Bf 109G-8 (Löwe) Lee Kolosna and company |
Lee has sent me three photographs of a very special Bf109G-8 diorama...I'll let him tell the story. This is worth a read, and it's a reminder of why a lot of us enjoy this hobby so much- it's an opportunity to connect with these warriors of long ago.
Here is a project that my club did for a local veteran, Oblt. Helmuth Löwe. He was a reconnaissance pilot that flew Bf 110s, Me 410s, and Bf 109s on both the eastern and western fronts from 1943 to 1945. He was a minor ace (five victories, all VVS aircraft), and was one of the few Luftwaffe pilots that actually managed to fly over the Normandy beachhead on June 6 to snap photos. Helmuth served until the very last day of the war, which is the subject of this diorama.

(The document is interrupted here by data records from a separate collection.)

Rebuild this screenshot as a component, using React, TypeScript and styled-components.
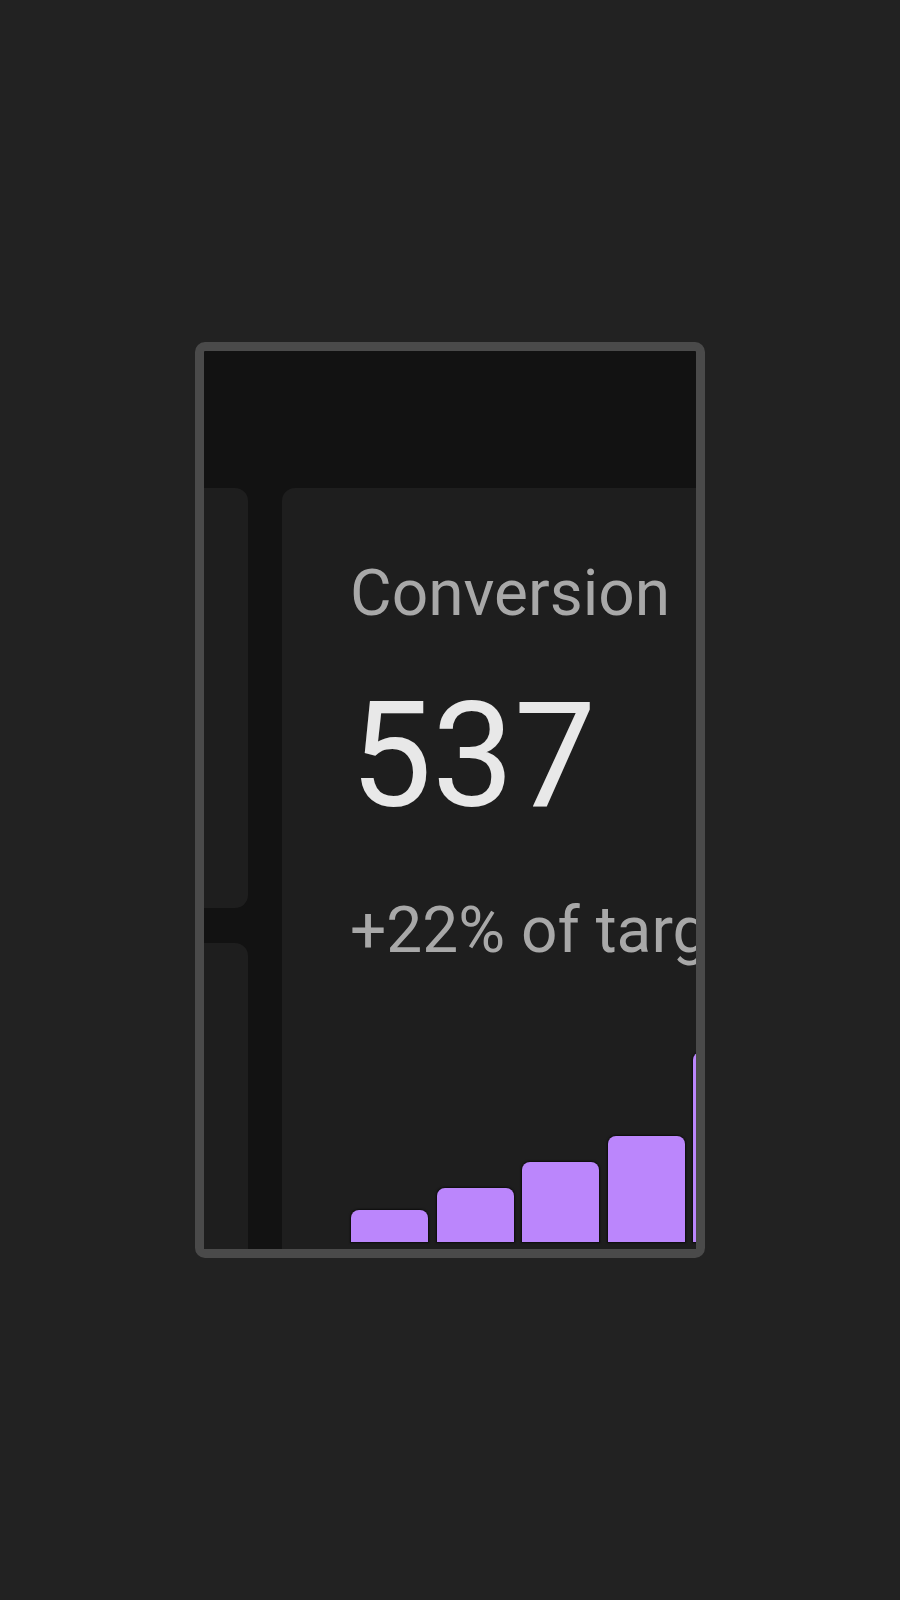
import React from "react";
import styled, { createGlobalStyle } from "styled-components";

const Global = createGlobalStyle`
  html, body {
    margin: 0;
    padding: 0;
    background: #222222;
  }
  body {
    font-family: Roboto, "Noto Sans", "Liberation Sans", sans-serif;
  }
  * { box-sizing: border-box; }
`;

const Stage = styled.div`
  width: 900px;
  height: 1600px;
  display: flex;
  align-items: center;
  justify-content: center;
  background: #222222;
`;

const Lens = styled.div`
  width: 510px;
  height: 916px;
  border: 9px solid #4a4a4a;
  border-radius: 10px;
  background: #121212;
  overflow: hidden;
  padding-top: 137px;
`;

const Board = styled.div`
  display: grid;
  grid-template-columns: 200px 520px;
  gap: 34px;
  margin-left: -156px;
  width: 754px;
  filter: blur(0.5px);
`;

const Column = styled.div`
  display: flex;
  flex-direction: column;
  gap: 35px;
`;

const SideCard = styled.div<{ $h: number }>`
  height: ${(p) => p.$h}px;
  background: #1e1e1e;
  border-radius: 13px;
`;

const MetricCard = styled.div`
  background: #1e1e1e;
  border-radius: 13px;
  padding: 68px 68px 6px 68px;
  display: flex;
  flex-direction: column;
  height: 900px;
`;

const Label = styled.div`
  font-size: 64px;
  line-height: 75px;
  color: #a8a8a8;
  white-space: nowrap;
`;

const Value = styled.div`
  font-size: 146px;
  line-height: 171px;
  color: #e8e8e8;
  margin-top: 40px;
  white-space: nowrap;
`;

const Delta = styled.div`
  font-size: 64px;
  line-height: 75px;
  color: #a8a8a8;
  margin-top: 51px;
  white-space: nowrap;
`;

const Chart = styled.div`
  display: flex;
  align-items: flex-end;
  gap: 8.5px;
  height: 274px;
  margin-left: 1px;
`;

const Bar = styled.div`
  flex: 0 0 77px;
  background: #bb86fc;
  border-radius: 8px 8px 0 0;
  box-shadow: 0 0 2px 1px rgba(0, 0, 0, 0.6);
`;

const bars = [32, 54, 80, 106, 190, 150];

export default function App() {
  return (
    <>
      <Global />
      <Stage>
        <Lens>
          <Board>
            <Column>
              <SideCard $h={420} />
              <SideCard $h={420} />
            </Column>
            <MetricCard>
              <Label>Conversion</Label>
              <Value>537</Value>
              <Delta>+22% of target</Delta>
              <Chart>
                {bars.map((h, i) => (
                  <Bar key={i} style={{ height: `${h}px` }} />
                ))}
              </Chart>
            </MetricCard>
          </Board>
        </Lens>
      </Stage>
    </>
  );
}
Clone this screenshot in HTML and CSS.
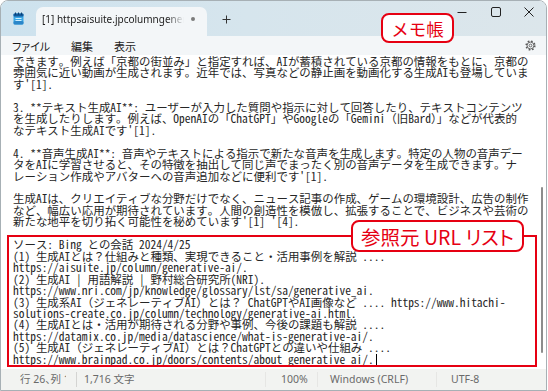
FILE: index.html
```html
<!DOCTYPE html>
<html lang="ja">
<head>
<meta charset="utf-8">
<title>メモ帳</title>
<link rel="stylesheet" href="styles.css">
</head>
<body>
<div class="window">
  <div class="titlebar">
    <div class="appicon">
      <svg width="11" height="13" viewBox="0 0 11 13">
        <rect x="0.5" y="1.5" width="10" height="11" rx="1.5" fill="#3aa6e4"/>
        <rect x="0.5" y="9" width="10" height="3.5" rx="1.5" fill="#2b86c9"/>
        <rect x="0.5" y="1.5" width="10" height="3" rx="1" fill="#11589a"/>
        <rect x="2" y="0.5" width="1" height="2.5" fill="#0b4377"/>
        <rect x="5" y="0.5" width="1" height="2.5" fill="#0b4377"/>
        <rect x="8" y="0.5" width="1" height="2.5" fill="#0b4377"/>
        <rect x="2.5" y="6" width="6" height="1" fill="#cdeeff"/>
        <rect x="2.5" y="8" width="6" height="1" fill="#cdeeff"/>
      </svg>
    </div>
    <div class="tab">
      <span class="tab-title">[1] httpsaisuite.jpcolumngenerative-ai</span>
      <span class="tab-dot"></span>
    </div>
    <div class="newtab">
      <svg width="9" height="9" viewBox="0 0 9 9"><path d="M4.5 0.5v8M0.5 4.5h8" stroke="#333" stroke-width="1" fill="none"/></svg>
    </div>
    <div class="spacer"></div>
    <div class="caption">
      <span class="cbtn"><svg width="10" height="10" viewBox="0 0 10 10"><path d="M0.5 5.5h9" stroke="#222" stroke-width="1"/></svg></span>
      <span class="cbtn"><svg width="10" height="10" viewBox="0 0 10 10"><rect x="0.5" y="0.5" width="9" height="9" rx="1.5" stroke="#222" stroke-width="1" fill="none"/></svg></span>
      <span class="cbtn"><svg width="10" height="10" viewBox="0 0 10 10"><path d="M0.5 0.5l9 9M9.5 0.5l-9 9" stroke="#222" stroke-width="1"/></svg></span>
    </div>
  </div>

  <div class="menubar">
    <span class="menu">ファイル</span>
    <span class="menu">編集</span>
    <span class="menu">表示</span>
    <span class="spacer"></span>
    <span class="gear">
      <svg width="11" height="11" viewBox="0 0 11 11">
        <circle cx="5.5" cy="5.5" r="4.3" fill="none" stroke="#5c5c5c" stroke-width="1.6" stroke-dasharray="1.7 1.68"/>
        <circle cx="5.5" cy="5.5" r="3.4" fill="#f3f6f8" stroke="#5c5c5c" stroke-width="0.9"/>
        <circle cx="5.5" cy="5.5" r="1.4" fill="none" stroke="#5c5c5c" stroke-width="0.9"/>
      </svg>
    </span>
  </div>

  <div class="editor">
    <div class="text">
      <div class="ln">できます。例えば「京都の街並み」と指定すれば、AIが蓄積されている京都の情報をもとに、京都の</div>
      <div class="ln">雰囲気に近い動画が生成されます。近年では、写真などの静止画を動画化する生成AIも登場していま</div>
      <div class="ln">す'[1].</div>
      <div class="ln"></div>
      <div class="ln">3. **テキスト生成AI**: ユーザーが入力した質問や指示に対して回答したり、テキストコンテンツ</div>
      <div class="ln">を生成したりします。例えば、OpenAIの「ChatGPT」やGoogleの「Gemini（旧Bard）」などが代表的</div>
      <div class="ln">なテキスト生成AIです'[1].</div>
      <div class="ln"></div>
      <div class="ln">4. **音声生成AI**: 音声やテキストによる指示で新たな音声を生成します。特定の人物の音声デー</div>
      <div class="ln">タをAIに学習させると、その特徴を抽出して同じ声でまったく別の音声データを生成できます。ナ</div>
      <div class="ln">レーション作成やアバターへの音声追加などに便利です'[1].</div>
      <div class="ln"></div>
      <div class="ln">生成AIは、クリエイティブな分野だけでなく、ニュース記事の作成、ゲームの環境設計、広告の制作</div>
      <div class="ln">など、幅広い応用が期待されています。人間の創造性を模倣し、拡張することで、ビジネスや芸術の</div>
      <div class="ln">新たな地平を切り拓く可能性を秘めています'[1] '[4].</div>
      <div class="ln"></div>
      <div class="ln">ソース: Bing との会話 2024/4/25</div>
      <div class="ln">(1) 生成AIとは？仕組みと種類、実現できること・活用事例を解説 ....</div>
      <div class="ln">https://aisuite.jp/column/generative-ai/.</div>
      <div class="ln">(2) 生成AI | 用語解説 | 野村総合研究所(NRI).</div>
      <div class="ln">https://www.nri.com/jp/knowledge/glossary/lst/sa/generative_ai.</div>
      <div class="ln">(3) 生成系AI（ジェネレーティブAI）とは？ ChatGPTやAI画像など .... https://www.hitachi-</div>
      <div class="ln">solutions-create.co.jp/column/technology/generative-ai.html.</div>
      <div class="ln">(4) 生成AIとは・活用が期待される分野や事例、今後の課題も解説 ....</div>
      <div class="ln">https://datamix.co.jp/media/datascience/what-is-generative-ai/.</div>
      <div class="ln">(5) 生成AI（ジェネレーティブAI）とは？ChatGPTとの違いや仕組み ....</div>
      <div class="ln">https://www.brainpad.co.jp/doors/contents/about_generative_ai/.<span class="caret"></span></div>
    </div>
    <div class="scroll-thumb"></div>
    <div class="refbox"></div>
    <div class="callout callout-refs">参照元 URL リスト</div>
  </div>

  <div class="statusbar">
    <div class="st st-pos"><span class="st-clip">行 26、列 106</span></div>
    <div class="st st-count">1,716 文字</div>
    <div class="st st-zoom">100%</div>
    <div class="st st-eol">Windows (CRLF)</div>
    <div class="st st-enc">UTF-8</div>
  </div>

  <div class="callout callout-app">メモ帳</div>
</div>
</body>
</html>
```

FILE: styles.css
```css
* { box-sizing: border-box; }

html, body {
  margin: 0;
  padding: 0;
  background: #ffffff;
}

body {
  width: 548px;
  height: 391px;
  overflow: hidden;
}

.window {
  position: relative;
  width: 547px;
  height: 391px;
  border: 1px solid #a7b0b5;
  border-radius: 8px 8px 0 0;
  overflow: hidden;
  display: flex;
  flex-direction: column;
  background: #ffffff;
}

/* ---------- title bar ---------- */
.titlebar {
  flex: none;
  height: 35px;
  display: flex;
  align-items: flex-end;
  padding-left: 12px;
  background: linear-gradient(90deg, #cde2ee 0%, #d6e5ed 45%, #dce6eb 100%);
}

.appicon {
  align-self: flex-start;
  margin-top: 11px;
  width: 11px;
  height: 13px;
}

.appicon svg, .newtab svg, .cbtn svg, .gear svg { display: block; }

.tab {
  margin-left: 12px;
  width: 171px;
  height: 29px;
  background: #f3f6f8;
  border-radius: 7px 7px 0 0;
  display: flex;
  align-items: center;
  padding: 0 0 5px 6px;
}

.tab-title {
  width: 142px;
  overflow: hidden;
  white-space: nowrap;
  font-family: "Noto Sans", "Open Sans", sans-serif;
  font-size: 10px;
  line-height: 14px;
  color: #1c1c1c;
  -webkit-mask-image: linear-gradient(90deg, #000 88%, transparent 100%);
  mask-image: linear-gradient(90deg, #000 88%, transparent 100%);
}

.tab-dot {
  width: 4px;
  height: 4px;
  border-radius: 50%;
  background: #7b7b7b;
  margin-left: 7px;
}

.newtab {
  width: 38px;
  height: 29px;
  display: flex;
  align-items: center;
  justify-content: center;
  padding-bottom: 5px;
}

.spacer { flex: 1; }

.caption {
  align-self: flex-start;
  display: flex;
}

.cbtn {
  width: 33.5px;
  height: 21px;
  display: flex;
  align-items: center;
  justify-content: center;
}

/* ---------- menu bar ---------- */
.menubar {
  flex: none;
  height: 19px;
  display: flex;
  align-items: center;
  gap: 21px;
  padding: 0 10px 0 11px;
  background: #f3f6f8;
  font-family: "Noto Sans CJK JP", "Noto Sans", sans-serif;
  font-size: 11px;
  line-height: 14px;
  color: #1b1b1b;
  font-feature-settings: "palt";
}

.gear { width: 11px; height: 11px; }

/* ---------- editor ---------- */
.editor {
  flex: 1;
  position: relative;
  background: #ffffff;
  padding: 1px 0 0 12px;
  overflow: hidden;
}

.text {
  font-family: "Noto Sans Mono CJK JP", "Noto Sans CJK JP", monospace;
  font-size: 11.46px;
  font-weight: 300;
  line-height: 11.46px;
  color: #262626;
}

.ln {
  height: 11.46px;
  white-space: pre;
}

.caret {
  display: inline-block;
  width: 1px;
  height: 11px;
  margin-left: 2px;
  background: #000;
  vertical-align: -1px;
}

.scroll-thumb {
  position: absolute;
  right: 3px;
  top: 132px;
  width: 2.5px;
  height: 166px;
  border-radius: 2px;
  background: #8c8c8c;
}

.refbox {
  position: absolute;
  left: 6px;
  top: 180px;
  width: 530px;
  height: 132px;
  border: 2px solid #e60012;
}

.callout {
  position: absolute;
  border: 2px solid #e60012;
  border-radius: 8px;
  background: #ffffff;
  color: #e60012;
  font-family: "Noto Sans CJK JP", sans-serif;
  display: flex;
  align-items: center;
  justify-content: center;
  white-space: nowrap;
}

.callout-refs {
  left: 350px;
  top: 165px;
  width: 173px;
  height: 32px;
  font-size: 19.5px;
  font-feature-settings: "palt";
}

.callout-app {
  left: 380px;
  top: 12px;
  width: 73px;
  height: 30px;
  font-size: 17.5px;
}

/* ---------- status bar ---------- */
.statusbar {
  flex: none;
  height: 21px;
  display: flex;
  align-items: center;
  background: #f2f3f1;
  font-family: "Noto Sans", "Noto Sans CJK JP", sans-serif;
  font-size: 10.5px;
  color: #6a6a6a;
  white-space: nowrap;
  font-feature-settings: "palt";
}

.st {
  height: 15px;
  line-height: 15px;
  border-right: 1px solid #e6e6e4;
}

.st-pos { width: 76px; padding-left: 19px; border-right-color: #d4d4d2; }
.st-clip { display: block; width: 46px; overflow: hidden; }
.st-count { width: 189px; padding-left: 7px; }
.st-zoom { width: 52px; padding-left: 15px; }
.st-eol { width: 119px; padding-left: 12px; }
.st-enc { flex: 1; padding-left: 14px; border-right: none; }
```
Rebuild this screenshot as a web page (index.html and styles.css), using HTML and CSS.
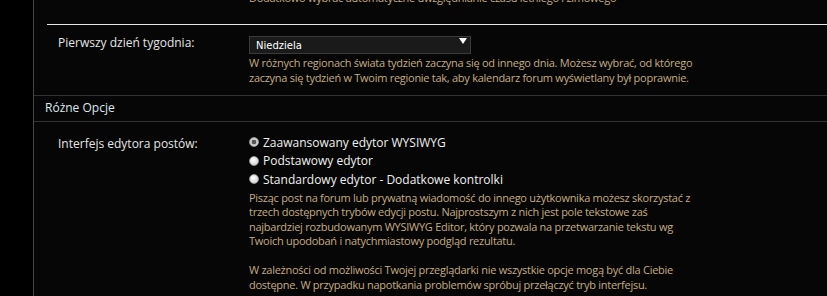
FILE: index.html
```html
<!DOCTYPE html>
<html lang="pl">
<head>
    <meta charset="UTF-8">
    <title>Ustawienia</title>
    <link rel="stylesheet" href="styles.css">
</head>
<body>
    <div class="panel">
        <div class="clip">
            <div class="desc">Dodatkowo wybrać automatyczne uwzględnianie czasu letniego i zimowego</div>
        </div>
        <hr class="sep">

        <div class="row first">
            <label class="label" for="startDay">Pierwszy dzień tygodnia:</label>
            <div class="field">
                <div class="select-wrap">
                    <select id="startDay">
                        <option>Niedziela</option>
                        <option>Poniedziałek</option>
                        <option>Sobota</option>
                    </select>
                </div>
                <div class="desc">W różnych regionach świata tydzień zaczyna się od innego dnia. Możesz wybrać, od którego<br>
                zaczyna się tydzień w Twoim regionie tak, aby kalendarz forum wyświetlany był poprawnie.</div>
            </div>
        </div>

        <div class="section-head">Różne Opcje</div>

        <div class="row second">
            <div class="label">Interfejs edytora postów:</div>
            <div class="field">
                <label class="option"><input type="radio" name="editor" checked> Zaawansowany edytor WYSIWYG</label>
                <label class="option"><input type="radio" name="editor"> Podstawowy edytor</label>
                <label class="option"><input type="radio" name="editor"> Standardowy edytor - Dodatkowe kontrolki</label>
                <div class="desc editor-desc">Pisząc post na forum lub prywatną wiadomość do innego użytkownika możesz skorzystać z<br>
                trzech dostępnych trybów edycji postu. Najprostszym z nich jest pole tekstowe zaś<br>
                najbardziej rozbudowanym WYSIWYG Editor, który pozwala na przetwarzanie tekstu wg<br>
                Twoich upodobań i natychmiastowy podgląd rezultatu.<br>
                <br>
                W zależności od możliwości Twojej przeglądarki nie wszystkie opcje mogą być dla Ciebie<br>
                dostępne. W przypadku napotkania problemów spróbuj przełączyć tryb interfejsu.</div>
            </div>
        </div>
    </div>
</body>
</html>
```

FILE: styles.css
```css
body {
    margin: 0;
    background-color: #000;
    font-family: "Open Sans", sans-serif;
    overflow: hidden;
}
.panel {
    margin-left: 33px;
    border-left: 1px solid #444;
    background-color: #060606;
    min-height: 296px;
    padding-bottom: 30px;
}
.clip {
    margin-top: -9px;
    padding-left: 215px;
}
.desc {
    font-size: 11px;
    line-height: 14.5px;
    letter-spacing: -0.27px;
    color: #c4ac82;
    white-space: nowrap;
}
.sep {
    margin: 18px 0 0 13px;
    border: none;
    border-top: 1px solid #e6e6e6;
    height: 0;
}
.row {
    display: grid;
    grid-template-columns: 191px 1fr;
    padding-left: 24px;
}
.row.first {
    padding-top: 7px;
    padding-bottom: 10px;
}
.row.second {
    padding-top: 11px;
}
.label {
    font-size: 12px;
    color: #e4e4e4;
    padding-top: 2px;
}
.select-wrap {
    position: relative;
    width: 222px;
    margin-bottom: 2px;
}
.select-wrap select {
    appearance: none;
    -webkit-appearance: none;
    width: 222px;
    height: 18px;
    padding: 0 0 0 6px;
    background-color: #1a1a1a;
    border: 1px solid #3a3a3a;
    color: #fff;
    font-family: "DejaVu Sans", sans-serif;
    font-size: 10px;
    outline: none;
}
.select-wrap::after {
    content: "";
    position: absolute;
    right: 4px;
    top: 6px;
    border-left: 4px solid transparent;
    border-right: 4px solid transparent;
    border-top: 6px solid #fff;
}
.section-head {
    border-top: 1px solid #333;
    border-bottom: 1px solid #333;
    height: 25px;
    line-height: 24px;
    padding-left: 11px;
    font-size: 12px;
    color: #dde6ee;
}
.option {
    display: flex;
    align-items: center;
    gap: 4px;
    height: 18.5px;
    font-size: 12px;
    color: #f0f0f0;
}
.option input {
    appearance: none;
    -webkit-appearance: none;
    width: 10px;
    height: 10px;
    margin: 0;
    border-radius: 50%;
    background: radial-gradient(circle at 40% 35%, #fff, #c8c8c8);
    border: 1px solid #999;
    box-sizing: border-box;
}
.option input:checked {
    background: radial-gradient(circle, #555 0 2px, #bbb 2.5px, #eee 5px);
}
.editor-desc {
    margin-top: 2px;
}
```
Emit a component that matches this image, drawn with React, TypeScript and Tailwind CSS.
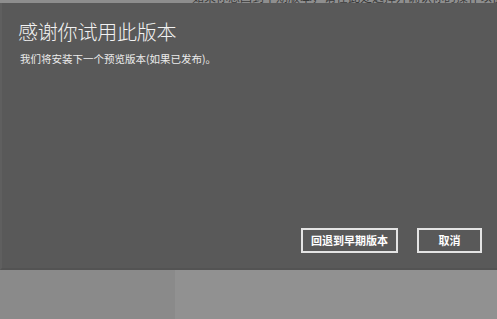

He was officially told to fly to a base in the east, but his commander issued the pilots all of their files and papers (an unusual act) and with a wink, told them to fly west. From Czechoslovakia, Helmuth flew towards his hometown in western Germany to be with his wife and six-month-old daughter, who he had never seen. He had to dodge several P-47s and P-51s on patrol enroute, darting into cloud banks to avoid being intercepted. Circling his house, his wife looked up the in air, saw Helmuth, and placed the baby in the open window for him to see, waving joyously. Comforted by the fact that his family was safe, Helmuth then began looking for a suitable place to put his Bf 109G-8 "Yellow 14" down.
A nearby American infantry group spotted the low-flying plane and opened fire. Helmuth's rudder was hit, seriously affecting his ability to control the aircraft. Helmuth released the canopy and decided to belly-land his damaged plane in a wheat field, all the time trying to avoid the American anti-aircraft fire. He wrestled the aircraft down into the field successfully, crushing the newly-planted wheat underneath. When the plane stopped, he took all his papers out of the storage compartment and laid them out on the port wing. By then the American soldiers arrived and immediately commenced stripping everything off of Helmuth for souvenirs. A few minutes later an officer arrived and ordered the troops to give Helmuth back his clothes and began to process him as a prisoner of war. When Helmuth told the officer that he was flying back to see his family, the officer drove Helmuth to his home and let him see his wife and daughter for twenty minutes before he was whisked off to a POW camp. Two weeks later he was released and war was officially over for him.
The model is the 1/48 scale Hasegawa Bf 109G-6 modified to a photo-recon G-8. A real group project, members of IPMS Eagle Squadron all pitched in to make it come to fruition. Amateur historian Michael Wegner initially befriended Helmuth and did the research of the event. William Reece did the cockpit and the battle damage. Lee Kolosna assembled the model and made the file folders and papers on the wing. Rick DeNatale painted the propeller and the canopy. Lee Griffin painted, decaled, and weathered the model and also painted the figure. Ronnie Murray constructed the base, and the beleaguered Norm Samuelson spent two weeks applying the individual stalks of railroad grass to the base to simulate the young wheat. The completed diorama was presented to Helmuth and his wife in 1999.
Sadly, Helmuth passed away last summer after living for many years in Raleigh, NC.